MUSINGS, NOVEMBER 28, 2015

          1) Cleveland Indians manager Terry Francona did something as a baseball manager that no other baseball manager has ever done, and in all probability never will. In 1994, while managing the Chicago White Sox farm team, the Birmingham Barons of the AA Southern League, he managed basketball superstar Michael Jordan. Many of you will remember that Jordan temporarily retired from basketball to try his hand at professional baseball.

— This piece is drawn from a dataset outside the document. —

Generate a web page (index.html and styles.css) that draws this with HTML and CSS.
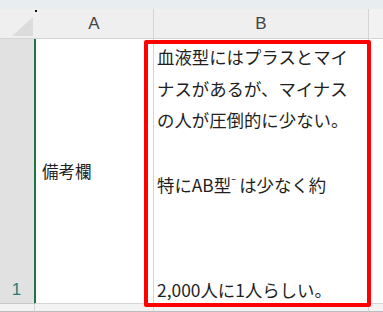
FILE: index.html
```html
<!DOCTYPE html>
<html lang="ja">
<head>
  <meta charset="UTF-8" />
  <title>備考欄</title>
  <link rel="stylesheet" href="styles.css">
</head>
<body>
  <div class="window">
    <div class="topbar"></div>

    <div class="sheet">
      <!-- header row -->
      <div class="corner"><span class="tri"></span><span class="dot"></span></div>
      <div class="col-head">A</div>
      <div class="col-head">B</div>
      <div class="col-head edge"></div>

      <!-- row 1 -->
      <div class="row-head">1</div>
      <div class="cell cell-a">備考欄</div>
      <div class="cell cell-b">
        <div class="line">血液型にはプラスとマイ</div>
        <div class="line">ナスがあるが、マイナス</div>
        <div class="line">の人が圧倒的に少ない。</div>
        <div class="line">&nbsp;</div>
        <div class="line">特にAB型<span class="minus">⁻</span>は少なく約</div>
        <div class="line last">2,000人に1人らしい。</div>
      </div>
      <div class="cell edge"></div>

      <!-- bottom strip -->
      <div class="foot"></div>
      <div class="foot"></div>
      <div class="foot"></div>
      <div class="foot edge"></div>
    </div>

    <div class="highlight"></div>
  </div>
</body>
</html>
```

FILE: styles.css
```css
:root {
  --head-bg: #efefef;
  --row-sel: #e1e1e1;
  --grid: #d4d4d4;
  --green: #217346;
  --red: #ff0000;
  --text: #1f1f1f;
}

body {
  margin: 0;
  background: #fff;
  font-family: "Noto Sans CJK JP", "Noto Sans", sans-serif;
  color: var(--text);
}

.window {
  position: relative;
  width: 383px;
  height: 312px;
  overflow: hidden;
  background: #fff;
}

.topbar {
  height: 9px;
  background: #e8edef;
}

.sheet {
  display: grid;
  grid-template-columns: 35px 119px 215px 14px;
  grid-template-rows: 30px 265px 8px;
}

.corner {
  position: relative;
  background: var(--head-bg);
  border-bottom: 1px solid var(--grid);
}

.corner .tri {
  position: absolute;
  left: 12px;
  top: 8px;
  width: 0;
  height: 0;
  border-left: 21px solid transparent;
  border-bottom: 19px solid #dcdcdc;
}

.corner .dot {
  position: absolute;
  right: -2px;
  top: 1px;
  width: 2px;
  height: 2px;
  background: #111;
}

.col-head {
  background: var(--head-bg);
  border-bottom: 1px solid var(--grid);
  border-right: 1px solid var(--grid);
  font-family: "Liberation Sans", sans-serif;
  font-size: 17px;
  color: #444;
  display: flex;
  align-items: center;
  justify-content: center;
  padding-top: 1px;
}

.col-head.edge {
  background: #f2f2f2;
  border-right: none;
}

.row-head {
  background: var(--row-sel);
  border-right: 2px solid var(--green);
  border-bottom: 1px solid #c8c8c8;
  color: #2b7a78;
  font-family: "Liberation Sans", sans-serif;
  font-size: 17px;
  display: flex;
  align-items: flex-end;
  justify-content: center;
  padding-bottom: 3px;
  padding-right: 1px;
  margin-right: -1px;
}

.cell {
  border-right: 1px solid var(--grid);
  border-bottom: 1px solid var(--grid);
}

.cell.edge {
  border-right: none;
}

.cell-a {
  display: flex;
  align-items: center;
  padding-left: 7px;
  font-size: 16.5px;
}

.cell-b {
  display: flex;
  flex-direction: column;
  padding: 2px 0 0 3px;
  font-size: 17.4px;
  white-space: nowrap;
}

.line {
  line-height: 31.5px;
}

.line.last {
  margin-top: auto;
  line-height: 26px;
}

.minus {
  display: inline-block;
  width: 8px;
  font-size: 14px;
  vertical-align: 4px;
}

.foot {
  background: #f3f3f3;
  border-right: 1px solid var(--grid);
  border-bottom: 1px solid #bdbdbd;
}

.foot.edge {
  border-right: none;
}

.highlight {
  position: absolute;
  left: 144px;
  top: 40px;
  width: 219px;
  height: 259px;
  border: 4px solid var(--red);
  border-radius: 2px;
}
```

Jordan attended the White Sox 1994 training camp and was assigned to Birmingham, where he played the entire season under Francona, batted .202, hit three home runs and had fifty-one RBIs.  Although Jordan’s baseball stats were pretty good for a basketball player, they weren’t very good for a baseball player, so he returned to the NBA for four seasons before again “retiring” for three seasons, only to come back and play two more years before finishing his illustrious basketball career. Jordan’s father was murdered in July, 1993, and Michael cited as the reason for his 1994 experiment the fact that his father had always wanted him to try baseball.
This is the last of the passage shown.